We are pleased to share an important update out of the State of New Mexico, thanks to the quick work of AAO staff and members.

Earlier this year, a New Mexico State Senator introduced Senate Bill 241, which would have greatly expanded the definition of teledentistry. Under the proposed “teledentistry” language, a patient could begin and undergo dental and orthodontic treatment without ever seeing an orthodontist or dentist in-person.

In an effort to protect patient health and safety, the AAO and the New Mexico Association of Orthodontists (NMAO) worked to stop Senate Bill 241 from becoming law. Following the bill’s passage in the New Mexico State Senate, New Mexico members, Dr. Ross Mohr (NMAO President) and Dr.
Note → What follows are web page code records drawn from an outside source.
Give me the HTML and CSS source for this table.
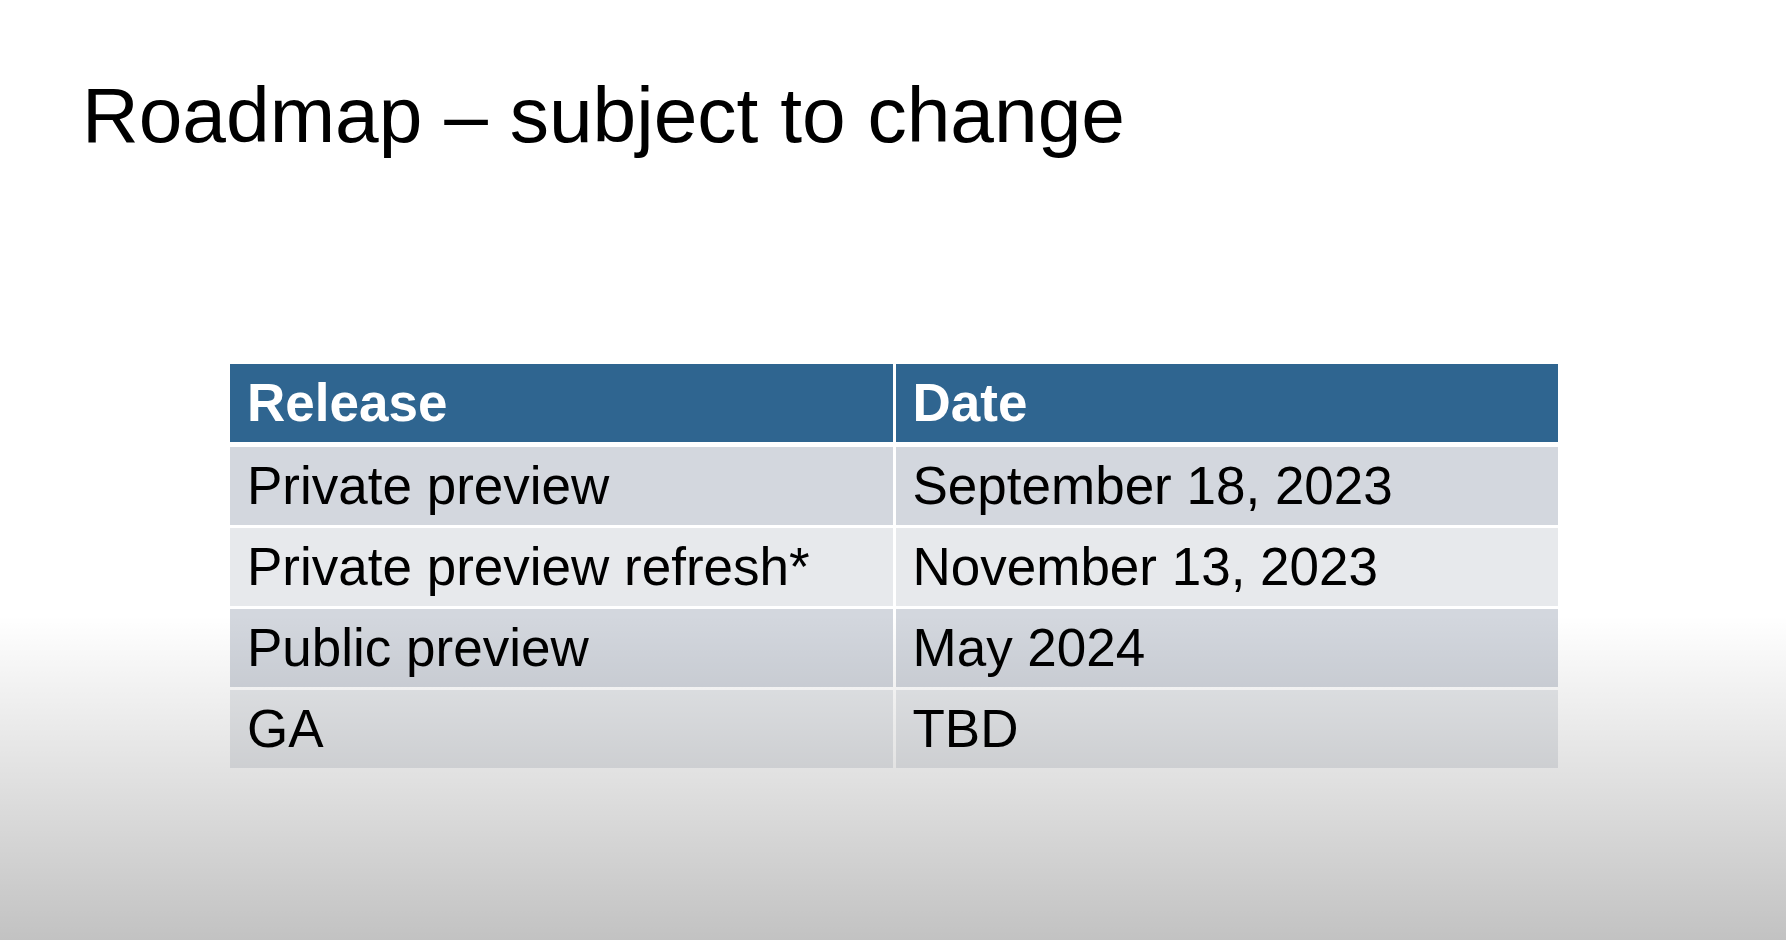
FILE: index.html
```html
<!DOCTYPE html>
<html lang="en">
<head>
<meta charset="utf-8">
<title>Roadmap – subject to change</title>
<link rel="stylesheet" href="styles.css">
</head>
<body>
<main class="slide">
  <h1 class="title">Roadmap – subject to change</h1>
  <table class="roadmap">
    <thead>
      <tr><th>Release</th><th>Date</th></tr>
    </thead>
    <tbody>
      <tr class="odd"><td>Private preview</td><td>September 18, 2023</td></tr>
      <tr class="even"><td>Private preview refresh*</td><td>November 13, 2023</td></tr>
      <tr class="odd"><td>Public preview</td><td>May 2024</td></tr>
      <tr class="even"><td>GA</td><td>TBD</td></tr>
    </tbody>
  </table>
</main>
</body>
</html>
```
FILE: styles.css
```css
html, body {
  margin: 0;
  padding: 0;
  background: #ffffff;
}
body {
  width: 1786px;
  height: 940px;
  overflow: hidden;
  position: relative;
  font-family: "Liberation Sans", Arial, sans-serif;
  color: #000;
}
body::after {
  content: "";
  position: absolute;
  left: 0;
  right: 0;
  top: 0;
  bottom: 0;
  pointer-events: none;
  background: linear-gradient(to bottom, rgba(0,0,0,0) 0px, rgba(0,0,0,0) 615px, rgba(0,0,0,0.24) 940px);
}
.slide {
  display: flex;
  flex-direction: column;
  padding: 67px 0 0 0;
}
.title {
  margin: 0 0 0 82px;
  font-weight: 400;
  font-size: 78.5px;
  line-height: 96px;
  letter-spacing: 0;
}
.roadmap {
  margin: 198px 0 0 227px;
  border-collapse: separate;
  border-spacing: 3px;
  table-layout: fixed;
  width: 1334px;
}
.roadmap th,
.roadmap td {
  height: 78px;
  padding: 0 0 0 17px;
  font-size: 53px;
  line-height: 78px;
  text-align: left;
  vertical-align: middle;
  white-space: nowrap;
}
.roadmap th {
  background: #2f6590;
  color: #ffffff;
  font-weight: 700;
}
.roadmap thead tr th {
  border-bottom: 2px solid #ffffff;
}
.roadmap .odd td {
  background: #d3d7de;
}
.roadmap .even td {
  background: #e7e9ec;
}
```
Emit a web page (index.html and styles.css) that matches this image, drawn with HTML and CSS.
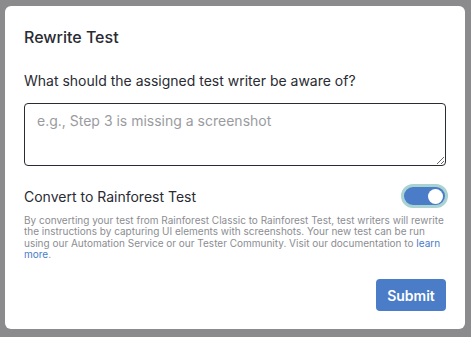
FILE: index.html
```html
<!DOCTYPE html>
<html>
  <head>
  <meta name="viewport" content="width=device-width, initial-scale=1">
  <link rel="stylesheet" href="styles.css">
  </head>
  <body>
    <div class="backdrop">
      <div class="modal">
        <h2 class="modal-title">Rewrite Test</h2>
        <label class="field-label" for="notes">What should the assigned test writer be aware of?</label>
        <textarea id="notes" class="notes" placeholder="e.g., Step 3 is missing a screenshot"></textarea>
        <div class="toggle-row">
          <span class="toggle-label">Convert to Rainforest Test</span>
          <span class="toggle"><span class="knob"></span></span>
        </div>
        <p class="help">By converting your test from Rainforest Classic to Rainforest Test, test writers will rewrite the instructions by capturing UI elements with screenshots. Your new test can be run using our Automation Service or our Tester Community. Visit our documentation to <a href="#">learn more</a>.</p>
        <div class="actions">
          <button class="submit">Submit</button>
        </div>
      </div>
    </div>
  </body>
</html>
```
FILE: styles.css
```css
html, body {
  margin: 0;
  height: 100%;
}
body {
  background-color: #8b8b8e;
  font-family: Inter, "Noto Sans", sans-serif;
  color: #2a2b33;
}
.backdrop {
  padding: 6px 6px 0 5px;
}
.modal {
  background: #fff;
  border-radius: 6px;
  width: 460px;
  height: 323px;
  box-sizing: border-box;
  padding: 21px 19px 0 19px;
  display: flex;
  flex-direction: column;
}
.modal-title {
  margin: 0;
  font-size: 16px;
  font-weight: 500;
  line-height: 20px;
}
.field-label {
  margin-top: 25px;
  font-size: 14px;
  line-height: 18px;
}
.notes {
  margin-top: 13px;
  height: 63px;
  box-sizing: border-box;
  border: 1px solid #2a2b35;
  border-radius: 4px;
  padding: 8px 12px;
  font-family: inherit;
  font-size: 14px;
  resize: vertical;
  outline: none;
}
.notes::placeholder {
  color: #9a9ba0;
}
.toggle-row {
  margin-top: 18px;
  display: flex;
  align-items: center;
  justify-content: space-between;
}
.toggle-label {
  font-size: 14px;
}
.toggle {
  width: 39px;
  height: 18px;
  border-radius: 12px;
  background: #4a7cc7;
  border: 3px solid #a9d3d3;
  margin-right: -2px;
  display: flex;
  align-items: center;
  justify-content: flex-end;
  padding-right: 2px;
  box-sizing: content-box;
}
.knob {
  width: 15px;
  height: 15px;
  border-radius: 50%;
  background: #fff;
}
.help {
  margin: 7px 0 0 0;
  font-size: 10px;
  line-height: 11.3px;
  color: #8c8d92;
}
.help a {
  color: #4a7cc7;
  text-decoration: none;
}
.actions {
  margin-top: 19px;
  display: flex;
  justify-content: flex-end;
}
.submit {
  width: 70px;
  height: 32px;
  background: #4a7cc7;
  color: #fff;
  border: none;
  border-radius: 4px;
  font-family: inherit;
  font-size: 14px;
  font-weight: 600;
}
```
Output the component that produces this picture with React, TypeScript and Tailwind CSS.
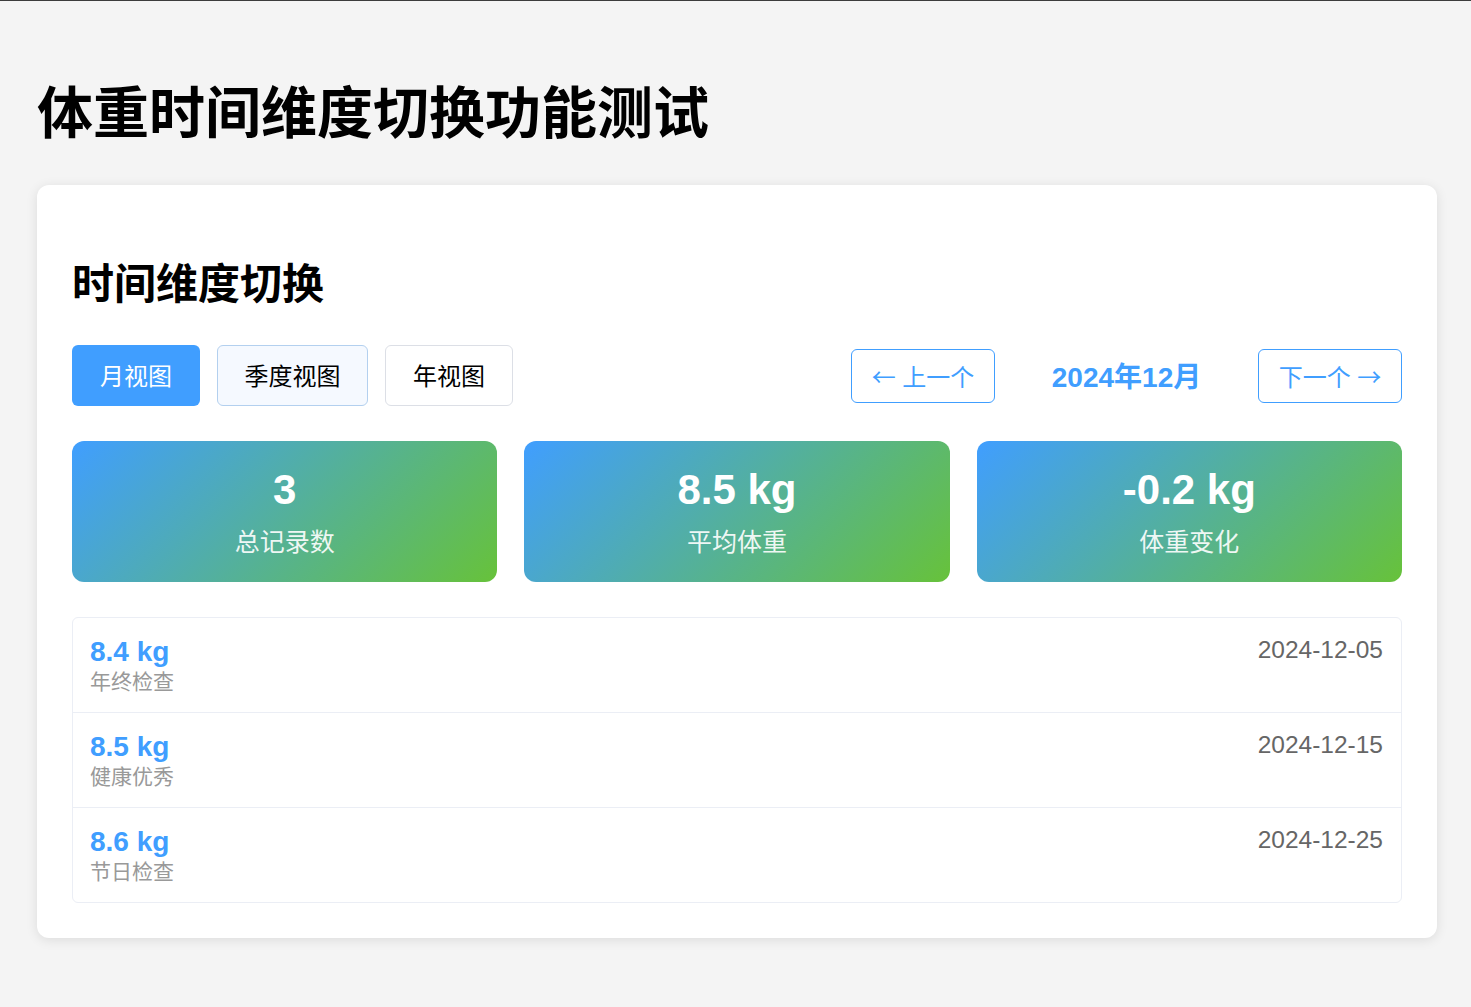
const FONT = { fontFamily: '"Liberation Sans", "Noto Sans CJK SC", sans-serif' };

const stats = [
  { value: "3", label: "总记录数" },
  { value: "8.5 kg", label: "平均体重" },
  { value: "-0.2 kg", label: "体重变化" },
];

const records = [
  { weight: "8.4 kg", note: "年终检查", date: "2024-12-05" },
  { weight: "8.5 kg", note: "健康优秀", date: "2024-12-15" },
  { weight: "8.6 kg", note: "节日检查", date: "2024-12-25" },
];

export default function App() {
  return (
    <div
      style={FONT}
      className="min-h-[1007px] bg-[#f4f4f4] border-t border-[#3c3c3c] pl-[37px] pr-[34px] pt-[85px] pb-[69px]"
    >
      <h1 className="text-[56px] leading-none font-bold text-black">体重时间维度切换功能测试</h1>

      <div className="mt-[43px] bg-white rounded-xl shadow-[0_2px_12px_rgba(0,0,0,0.1)] p-[35px]">
        <h2 className="mt-[44px] text-[42px] leading-none font-bold text-black">时间维度切换</h2>

        {/* Toolbar */}
        <div className="mt-[39px] flex items-center justify-between">
          <div className="flex items-center gap-[17px]">
            <button className="w-[128px] h-[61px] pt-[3px] rounded-md bg-[#409eff] text-white text-[24px]">
              月视图
            </button>
            <button className="w-[151px] h-[61px] pt-[3px] rounded-md bg-[#f5f9ff] border border-[#b3d0ef] text-black text-[24px]">
              季度视图
            </button>
            <button className="w-[128px] h-[61px] pt-[3px] rounded-md bg-white border border-[#dcdfe6] text-black text-[24px]">
              年视图
            </button>
          </div>
          <div className="flex items-center">
            <button className="w-[144px] h-[54px] pt-[3px] rounded-md border border-[#409eff] text-[#409eff] text-[24px]">
              <span className="font-['Noto_Sans_CJK_SC']">←</span> 上一个
            </button>
            <div className="w-[263px] pt-[5px] text-center text-[28px] font-bold text-[#409eff]">2024年12月</div>
            <button className="w-[144px] h-[54px] pt-[3px] rounded-md border border-[#409eff] text-[#409eff] text-[24px]">
              下一个 <span className="font-['Noto_Sans_CJK_SC']">→</span>
            </button>
          </div>
        </div>

        {/* Stats */}
        <div className="mt-[35px] grid grid-cols-3 gap-[27px]">
          {stats.map((s) => (
            <div
              key={s.label}
              className="h-[141px] rounded-xl bg-[linear-gradient(135deg,#409eff,#67c23a)] text-white flex flex-col items-center pt-[28px]"
            >
              <div className="text-[42px] leading-none font-bold">{s.value}</div>
              <div className="mt-[19px] text-[25px] leading-none opacity-90">{s.label}</div>
            </div>
          ))}
        </div>

        {/* Records */}
        <div className="mt-[35px] border border-[#ebeef5] rounded-md">
          {records.map((r, i) => (
            <div
              key={r.date}
              className={
                "flex items-start justify-between pl-[17px] pr-[18px] pt-[20px] pb-[20px] " +
                (i > 0 ? "border-t border-[#ebeef5]" : "")
              }
            >
              <div>
                <div className="text-[28px] leading-none font-bold text-[#409eff]">{r.weight}</div>
                <div className="mt-[5px] text-[21px] leading-none text-[#999]">{r.note}</div>
              </div>
              <div className="text-[24.5px] leading-none text-[#666]">{r.date}</div>
            </div>
          ))}
        </div>
      </div>
    </div>
  );
}
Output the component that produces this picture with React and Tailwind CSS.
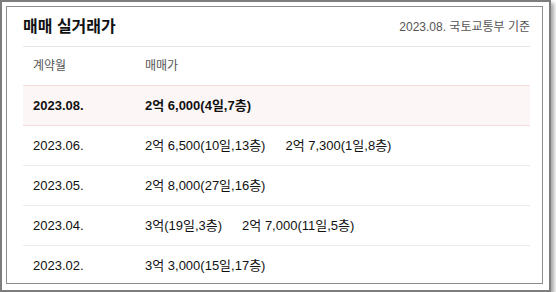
const rows = [
  { month: "2023.08.", deals: ["2억 6,000(4일,7층)"], active: true },
  { month: "2023.06.", deals: ["2억 6,500(10일,13층)", "2억 7,300(1일,8층)"] },
  { month: "2023.05.", deals: ["2억 8,000(27일,16층)"] },
  { month: "2023.04.", deals: ["3억(19일,3층)", "2억 7,000(11일,5층)"] },
  { month: "2023.02.", deals: ["3억 3,000(15일,17층)"] },
];

const font = { fontFamily: '"Liberation Sans", "Noto Sans CJK KR", sans-serif' };

export default function App() {
  return (
    <div className="h-[292px] w-[556px] bg-white" style={font}>
      <div className="flex h-[292px] w-[551px] border-2 border-[#7d7d7d] bg-white pb-[6px] pl-1 pr-[6px] pt-1 shadow-[3px_3px_4px_rgba(0,0,0,0.35)]">
        <div className="flex-1 overflow-hidden border border-[#8c8c8c] bg-white pl-4 pr-3">
          <div className="flex h-[40px] items-center justify-between border-b border-[#e6e6e6]">
            <h2 className="text-[16px] font-bold leading-none text-[#111]">매매 실거래가</h2>
            <span className="text-[12px] leading-none text-[#555]">2023.08. 국토교통부 기준</span>
          </div>

          <div className="flex h-[38px] items-center text-[12px] text-[#555]">
            <div className="w-[122px] pl-[10px]">계약월</div>
            <div>매매가</div>
          </div>

          {rows.map((r) => (
            <div
              key={r.month}
              className={
                r.active
                  ? "flex h-[41px] items-center border-y border-[#f3dcdc] bg-[#fdf6f6] text-[13px] font-bold text-[#111]"
                  : "flex h-[40px] items-center border-b border-[#ebebeb] text-[13px] text-[#111]"
              }
            >
              <div className="w-[122px] pl-[10px]">{r.month}</div>
              <div className="flex gap-[20px]">
                {r.deals.map((d) => (
                  <span key={d}>{d}</span>
                ))}
              </div>
            </div>
          ))}
        </div>
      </div>
    </div>
  );
}
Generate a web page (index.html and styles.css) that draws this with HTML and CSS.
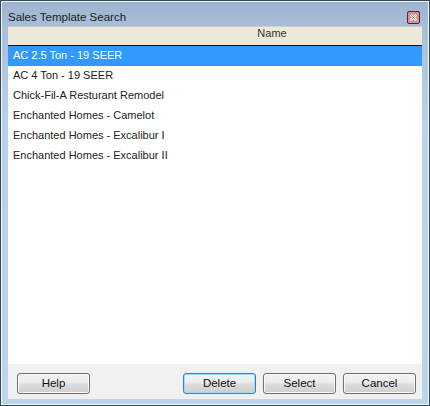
FILE: index.html
```html
<!DOCTYPE html>
<html lang="en">
<head>
<meta charset="utf-8">
<title>Sales Template Search</title>
<link rel="stylesheet" href="styles.css">
</head>
<body>
<div class="window">
  <div class="titlebar">
    <span class="title">Sales Template Search</span>
    <span class="close"><svg width="12" height="12" viewBox="0 0 12 12"><path d="M3 3l6 6M9 3l-6 6" stroke="#fff" stroke-width="2.6" fill="none"/><path d="M3.5 3.5l5 5M8.5 3.5l-5 5" stroke="#4a3a3a" stroke-width=".5" fill="none"/></svg></span>
  </div>
  <div class="client">
    <div class="header">Name</div>
    <ul class="list">
      <li class="row selected">AC 2.5 Ton - 19 SEER</li>
      <li class="row">AC 4 Ton - 19 SEER</li>
      <li class="row">Chick-Fil-A Resturant Remodel</li>
      <li class="row">Enchanted Homes - Camelot</li>
      <li class="row">Enchanted Homes - Excalibur I</li>
      <li class="row">Enchanted Homes - Excalibur II</li>
    </ul>
    <div class="footer">
      <button class="btn">Help</button>
      <span class="spacer"></span>
      <button class="btn default">Delete</button>
      <button class="btn">Select</button>
      <button class="btn">Cancel</button>
    </div>
  </div>
</div>
</body>
</html>
```
FILE: styles.css
```css
* { box-sizing: border-box; }
html, body { margin: 0; padding: 0; }
body { width: 430px; height: 406px; background: #fff; overflow: hidden; font-family: "Liberation Sans", Arial, sans-serif; font-size: 11px; }
.window {
  width: 428px; height: 404px; margin-left: 1px; margin-top: 1px;
  display: flex; flex-direction: column;
  background: linear-gradient(180deg, #9fb5cf 0, #a9bfd9 26px, #b9d1ea 120px, #bcd4ec 100%);
  box-shadow: 0 0 0 1px #2f4b57;
  border: 1px solid #f2f6fa;
  padding: 0 6px 5px 6px;
}
.titlebar { height: 24px; display: flex; align-items: center; justify-content: space-between; flex: none; }
.title { color: #1a1a1a; padding-top: 6px; font-size: 11.5px; }
.close {
  width: 13px; height: 13px; margin-right: 2px; margin-top: 6px; display: flex; align-items: center; justify-content: center;
  background: #d98f8f; border: 1px solid #4a2a30; border-radius: 2px;
}
.close svg { display: block; width: 11px; height: 11px; }
.client { flex: 1; display: flex; flex-direction: column; min-height: 0; background: #fff; }
.header {
  height: 20px; flex: none; background: #ebe9da; border-bottom: 1px solid #111; border-top: 1px solid #cfcdbf;
  text-align: center; color: #333; line-height: 13px; font-size: 11px; padding-left: 114px;
}
.list { list-style: none; margin: 0; padding: 0; flex: 1; background: #fff; }
.row { height: 20px; line-height: 19px; padding-left: 5px; color: #222; }
.row.selected { background: #3399ff; color: #fff; }
.footer { height: 35px; flex: none; background: #f0f0f0; display: flex; align-items: flex-start; gap: 7px; padding: 9px 6px 0 9px; }
.spacer { flex: 1; }
.btn {
  width: 73px; height: 21px; padding: 0 0 1px; border: 1px solid #707070; border-radius: 3px; font: inherit; font-size: 11.5px; color: #111;
  background: linear-gradient(180deg, #f2f2f2 0, #ebebeb 48%, #dddddd 52%, #cfcfcf 100%);
  box-shadow: inset 0 0 0 1px #f8f8f8;
}
.btn.default { border-color: #3c7fb1; box-shadow: inset 0 0 0 1px #9fdcf3; }
```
Greg Jorgensen, reached out to New Mexico legislators to offer amendment language that would better protect the health and safety of New Mexico patients. Unfortunately, on the final day of New Mexico’s legislative session, both chambers met for a consecutive 24-hours, and the New Mexico House passed the legislation as-is, sending it to the Governor’s desk.  Thereafter, both the NMAO and AAO sent letters to the Governor, expressing their concerns.

On March 19th, the AAO’s Vice President of Advocacy and General Counsel, Sean Murphy, Dr. Ross Mohr, Dr. John Cornali (NMAO Treasurer), and the AAO’s New Mexico lobbyist met with Governor Lujan Grisham to discuss the bill and the potential problems it could cause.

On April 5th, 2019, Governor Lujan Grisham vetoed SB 241, stating:

“While I applaud the Legislature’s effort to improve access to dentistry in rural areas of New Mexico, SB 241 simply does not strike the right balance between access to dental care and patient safety. SB 241 greatly expands the definition of “teledentistry” to allow dental treatment when the patient and the dentist are not in the same physical location. Unfortunately, SB 241 does not make any corresponding changes to ensure that the practice of teledentistry meets the standard of care that applies to all other dentistry in New Mexico, such as requiring face-to-face follow up visits and ensuring adequate oversight for out-of-state dental practitioners who wish to practice teledentistry in New Mexico.”

The AAO’s work in New Mexico was made possible through the Component Legal Support Fund (CLSF), which was established by a vote of the 2015 House of Delegates and provides grants to assist with legal and legislative issues that impact component groups. To date, the CLSF has assisted or is assisting over 25 state components and two Canadian components with legal and advocacy issues.

The AAO would like to thank the New Mexico Association of Orthodontists, the New Mexico Dental Association, AAO advocacy and legal staff and those New Mexico members who reached out to their legislators regarding SB 241, for their tremendous advocacy and quick attention to this pressing matter.

Please note, every orthodontist (as a citizen of and licensed dental provider in his or her state) and orthodontic patient has the right, independently and individually, to express his or her opinion on any dental issue to his or her dental board, regulatory bodies like the Food and Drug Administration (FDA), and elected officials (e.g. Attorney General, Governor, state representative, etc.). If you feel so compelled, you can look up and contact the appropriate entity.